The philosophy of Uncommon, founded in 2017 by three senior executives from Grey London, is different in that it seeks to avoid simply building campaigns for brands wanting to sell more stuff but rather looks to help create brands that people wished existed – and to take a stake in them as well.
OVO Energy was the new agency’s first major client and, as a relative newcomer itself – it was founded in 2009 – it has sought to challenge the market incumbents with a simplified green offer and a focus on customer satisfaction.
In hindsight, the two might seem to be made for each other, but, as Uncommon co-founder Nils Leonard explained at the recent What’s Possible ’19 event in London, the agency didn’t want to work with a client who wasn’t as enthusiastic as it was about what it wanted to achieve for the brand. (For more, read, WARC’s report: Inside OVO’s ‘swing’ at the big six UK energy giants.)

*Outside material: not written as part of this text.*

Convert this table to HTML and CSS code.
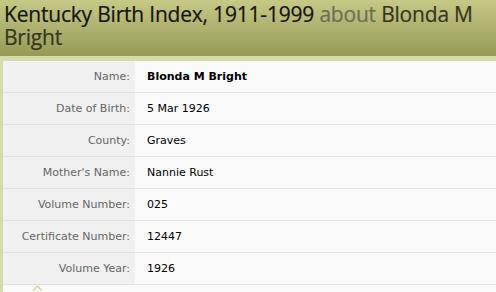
FILE: index.html
```html
<!DOCTYPE html>
<html>
<head>
<meta charset="utf-8">
<link rel="stylesheet" href="styles.css">
</head>
<body>
<div class="page">
  <header class="head">
    <h1 class="title">Kentucky Birth Index, 1911-1999 <span class="about">about</span> <span class="who">Blonda M Bright</span></h1>
  </header>
  <div class="body">
    <table class="rec">
      <tr><th>Name:</th><td><b>Blonda M Bright</b></td></tr>
      <tr><th>Date of Birth:</th><td>5 Mar 1926</td></tr>
      <tr><th>County:</th><td>Graves</td></tr>
      <tr><th>Mother's Name:</th><td>Nannie Rust</td></tr>
      <tr><th>Volume Number:</th><td>025</td></tr>
      <tr><th>Certificate Number:</th><td>12447</td></tr>
      <tr><th>Volume Year:</th><td>1926</td></tr>
    </table>
    <div class="foot"><span class="caret"></span></div>
  </div>
</div>
</body>
</html>
```
FILE: styles.css
```css
html, body { margin: 0; padding: 0; background: #fafafa; }
.page { width: 496px; overflow: hidden; }
.head {
  background: linear-gradient(#c6c886, #969a57);
  height: 56px;
  padding: 0 0 0 4px;
  box-sizing: border-box;
}
.title {
  margin: 0;
  font-family: "Open Sans", "DejaVu Sans", sans-serif;
  font-weight: normal;
  font-size: 21px;
  line-height: 23px;
  padding-top: 3px;
  color: #141408;
  letter-spacing: -0.2px;
  -webkit-text-stroke: 0.2px currentColor;
}
.about { color: #6e6e58; }
.who { color: #36361e; }
.body {
  border-top: 5px solid #d6dba8;
  border-left: 3px solid #d6dba8;
  background: #fafafa;
}
.rec {
  width: 100%;
  border-collapse: collapse;
  font-family: "DejaVu Sans", sans-serif;
  font-size: 11px;
}
.rec th, .rec td {
  height: 31px;
  padding: 0;
  border-bottom: 1px solid #e2e2e2;
  vertical-align: middle;
}
.rec th {
  width: 132px;
  background: #f0f0f0;
  color: #666;
  font-weight: normal;
  text-align: right;
  padding-right: 5px;
  box-sizing: border-box;
}
.rec td {
  color: #000;
  padding-left: 12px;
}
.rec td b { font-weight: bold; }
.foot { height: 10px; position: relative; background: #fafafa; }
.caret {
  position: absolute;
  left: 31px; top: 2px;
  width: 6px; height: 6px;
  border-left: 1px solid #e8c070;
  border-top: 1px solid #e8c070;
  transform: rotate(45deg);
}
```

The relationship began without the usual pitch process, as OVO agreed to give Uncommon some money to go away and develop an idea on the proviso that it would pay more if it liked it.
What emerged was an assessment that in a low-energy energy category, to stand for something would differentiate the brand.
The initial idea of demonstrating all the electrical appliances that could be powered by renewable energy was given extra bite with an aggressive soundtrack and a background of comments from pundits denying climate change.
When the #RenewableIsUnstoppable platform made a buzz, OVO surprised Uncommon by wanting more – specifically to go after Donald Trump’s pronouncements on the subject of climate change.
The resulting ad featuring a lookalike Trump taking a golf club to smash solar panels ended up on the front page of Reddit, “which was insane”, said Leonard.
But then it disappeared suddenly, “which was weird”. But whatever the reasons for that, the brand saw a significant increase not only in search terms but in leads.
And, Leonard added, at the same time as it staked out a position, it asked a question of consumers. “There’s a lot of talk about what’s the brand’s purpose – what’s yours?”